Hacker News new | ask | show | jobs
by dandermotj 3432 days ago
I'm really looking forward to seeing the scientific community adopt docker as a way to distribute reproducible research and coursework.

MIT 6.S094 has a Dockerfile[^1] that contains all the software required for taking part in the class. This is a huge boon for getting stuck into the class and its coursework.

[^1]: http://selfdrivingcars.mit.edu/files/Dockerfile

3 comments

Most of the excitement that I've seen in the HPC scientific world has been around Singularity [1] containers. In particular, the main advantage seems to be keeping processes running as non-privileged users. This lets these containers get integrated with existing HPC clusters much easier.

[1] http://singularity.lbl.gov/

How is publishing a Dockerfile even remotely reproducible? Almost every Dockerfile is a series of apt-get install, or yum install or pip install commands. How do I know what versions of packages I am downloading or whether they will even be available to download if I build from this Dockerfile, say two months from now?

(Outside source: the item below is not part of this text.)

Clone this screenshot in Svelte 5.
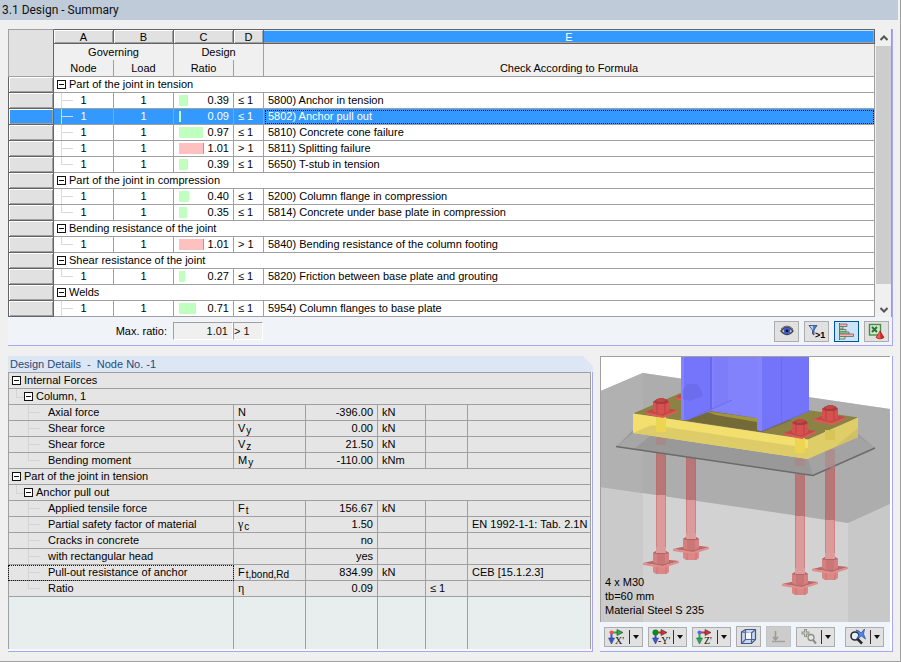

IMHO, every Dockerfile has left-pad written all over it.

Good question.

Reproduciblity is all about the starting point. Computers are electronic, so if your computation requires high entropy from some random source and supposed next run there is not enough entropy your experiment may fail. But that's really really really a corner case. Docker image keeps the state of the starting point (kernel, packages, history of bashrc etc) are kept version controlled. It is as if someone gave you a copy of the virtualbox image.

So how do we lock down?

1) When you start with a Dockerfile, specify the version of the packages you are installing

2) When you want to reproduce, you can rebuild an image with that Dockerdile.

3) But most people are just going to use your image which is always the same now or next year. Building image != launching a container using an image.

Currently a lot of research is computed using Condor to schedule jobs and yeah, they span across multiple machines, like how Jenkins master/slaves work. It's been a go-to for many HPC research.

There's been some effort individually to integrate Docker with Condor (after all, both are just processes running on some host machine).